# Directions for this task
Give every line of the data again, unchanged, but with no pictures.

# Dataset extract
- - -

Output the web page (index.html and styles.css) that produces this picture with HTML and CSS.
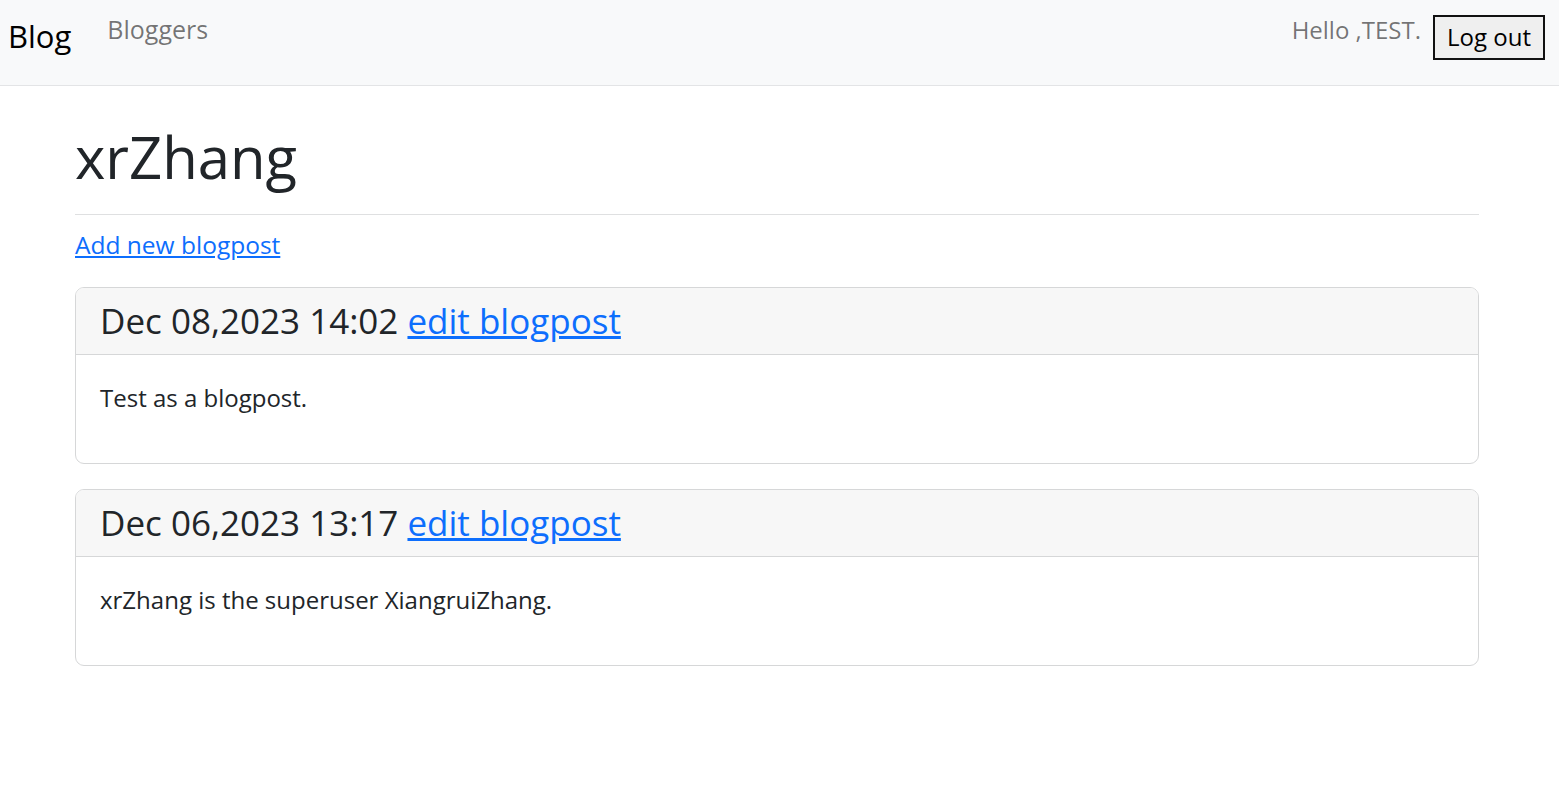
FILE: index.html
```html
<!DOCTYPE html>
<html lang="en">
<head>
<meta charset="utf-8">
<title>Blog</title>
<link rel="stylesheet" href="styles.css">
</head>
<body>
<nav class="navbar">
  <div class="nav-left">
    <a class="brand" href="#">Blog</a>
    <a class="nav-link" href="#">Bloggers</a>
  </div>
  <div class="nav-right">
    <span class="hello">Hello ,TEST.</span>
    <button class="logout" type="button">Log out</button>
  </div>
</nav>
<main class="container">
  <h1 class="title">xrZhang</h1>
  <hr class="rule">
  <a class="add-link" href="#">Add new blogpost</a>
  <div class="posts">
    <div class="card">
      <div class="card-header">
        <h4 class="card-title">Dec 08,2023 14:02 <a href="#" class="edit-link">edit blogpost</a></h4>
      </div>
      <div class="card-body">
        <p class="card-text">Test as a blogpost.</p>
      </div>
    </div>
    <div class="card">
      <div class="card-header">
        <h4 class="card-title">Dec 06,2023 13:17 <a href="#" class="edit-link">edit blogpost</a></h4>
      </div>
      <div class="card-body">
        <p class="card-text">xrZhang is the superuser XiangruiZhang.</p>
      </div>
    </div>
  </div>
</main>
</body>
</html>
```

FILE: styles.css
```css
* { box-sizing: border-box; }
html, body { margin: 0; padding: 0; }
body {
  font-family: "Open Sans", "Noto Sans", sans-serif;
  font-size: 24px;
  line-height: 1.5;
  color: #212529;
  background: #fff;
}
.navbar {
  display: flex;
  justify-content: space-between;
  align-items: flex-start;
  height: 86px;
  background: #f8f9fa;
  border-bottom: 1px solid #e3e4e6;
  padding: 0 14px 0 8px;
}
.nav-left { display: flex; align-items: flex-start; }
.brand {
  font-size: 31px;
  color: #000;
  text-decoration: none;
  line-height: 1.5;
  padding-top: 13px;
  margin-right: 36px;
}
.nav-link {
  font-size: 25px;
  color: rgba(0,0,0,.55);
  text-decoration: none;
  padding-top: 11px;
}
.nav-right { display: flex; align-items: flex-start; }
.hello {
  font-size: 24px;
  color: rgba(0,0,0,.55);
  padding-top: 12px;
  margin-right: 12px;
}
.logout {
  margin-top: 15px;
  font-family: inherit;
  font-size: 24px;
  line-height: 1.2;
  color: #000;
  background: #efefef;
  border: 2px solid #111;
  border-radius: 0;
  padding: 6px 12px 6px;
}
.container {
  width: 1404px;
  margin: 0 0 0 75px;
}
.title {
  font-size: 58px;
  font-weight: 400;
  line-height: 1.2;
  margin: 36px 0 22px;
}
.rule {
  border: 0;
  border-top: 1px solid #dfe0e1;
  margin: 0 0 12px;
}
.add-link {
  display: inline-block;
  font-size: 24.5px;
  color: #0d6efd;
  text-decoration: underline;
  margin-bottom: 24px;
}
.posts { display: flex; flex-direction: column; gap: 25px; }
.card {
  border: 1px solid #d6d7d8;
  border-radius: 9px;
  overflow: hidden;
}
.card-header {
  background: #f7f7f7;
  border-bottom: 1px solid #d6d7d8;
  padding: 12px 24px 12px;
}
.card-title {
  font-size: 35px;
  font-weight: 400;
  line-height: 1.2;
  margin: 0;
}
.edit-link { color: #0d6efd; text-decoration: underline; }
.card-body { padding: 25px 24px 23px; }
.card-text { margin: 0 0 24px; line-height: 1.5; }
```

- - -

# Exercise output
Output the web page (index.html and styles.css) that produces this picture with HTML and CSS.
FILE: index.html
```html
<!DOCTYPE html>
<html lang="en">
<head>
<meta charset="utf-8">
<title>Blog</title>
<link rel="stylesheet" href="styles.css">
</head>
<body>
<nav class="navbar">
  <div class="nav-left">
    <a class="brand" href="#">Blog</a>
    <a class="nav-link" href="#">Bloggers</a>
  </div>
  <div class="nav-right">
    <span class="hello">Hello ,TEST.</span>
    <button class="logout" type="button">Log out</button>
  </div>
</nav>
<main class="container">
  <h1 class="title">xrZhang</h1>
  <hr class="rule">
  <a class="add-link" href="#">Add new blogpost</a>
  <div class="posts">
    <div class="card">
      <div class="card-header">
        <h4 class="card-title">Dec 08,2023 14:02 <a href="#" class="edit-link">edit blogpost</a></h4>
      </div>
      <div class="card-body">
        <p class="card-text">Test as a blogpost.</p>
      </div>
    </div>
    <div class="card">
      <div class="card-header">
        <h4 class="card-title">Dec 06,2023 13:17 <a href="#" class="edit-link">edit blogpost</a></h4>
      </div>
      <div class="card-body">
        <p class="card-text">xrZhang is the superuser XiangruiZhang.</p>
      </div>
    </div>
  </div>
</main>
</body>
</html>
```

FILE: styles.css
```css
* { box-sizing: border-box; }
html, body { margin: 0; padding: 0; }
body {
  font-family: "Open Sans", "Noto Sans", sans-serif;
  font-size: 24px;
  line-height: 1.5;
  color: #212529;
  background: #fff;
}
.navbar {
  display: flex;
  justify-content: space-between;
  align-items: flex-start;
  height: 86px;
  background: #f8f9fa;
  border-bottom: 1px solid #e3e4e6;
  padding: 0 14px 0 8px;
}
.nav-left { display: flex; align-items: flex-start; }
.brand {
  font-size: 31px;
  color: #000;
  text-decoration: none;
  line-height: 1.5;
  padding-top: 13px;
  margin-right: 36px;
}
.nav-link {
  font-size: 25px;
  color: rgba(0,0,0,.55);
  text-decoration: none;
  padding-top: 11px;
}
.nav-right { display: flex; align-items: flex-start; }
.hello {
  font-size: 24px;
  color: rgba(0,0,0,.55);
  padding-top: 12px;
  margin-right: 12px;
}
.logout {
  margin-top: 15px;
  font-family: inherit;
  font-size: 24px;
  line-height: 1.2;
  color: #000;
  background: #efefef;
  border: 2px solid #111;
  border-radius: 0;
  padding: 6px 12px 6px;
}
.container {
  width: 1404px;
  margin: 0 0 0 75px;
}
.title {
  font-size: 58px;
  font-weight: 400;
  line-height: 1.2;
  margin: 36px 0 22px;
}
.rule {
  border: 0;
  border-top: 1px solid #dfe0e1;
  margin: 0 0 12px;
}
.add-link {
  display: inline-block;
  font-size: 24.5px;
  color: #0d6efd;
  text-decoration: underline;
  margin-bottom: 24px;
}
.posts { display: flex; flex-direction: column; gap: 25px; }
.card {
  border: 1px solid #d6d7d8;
  border-radius: 9px;
  overflow: hidden;
}
.card-header {
  background: #f7f7f7;
  border-bottom: 1px solid #d6d7d8;
  padding: 12px 24px 12px;
}
.card-title {
  font-size: 35px;
  font-weight: 400;
  line-height: 1.2;
  margin: 0;
}
.edit-link { color: #0d6efd; text-decoration: underline; }
.card-body { padding: 25px 24px 23px; }
.card-text { margin: 0 0 24px; line-height: 1.5; }
```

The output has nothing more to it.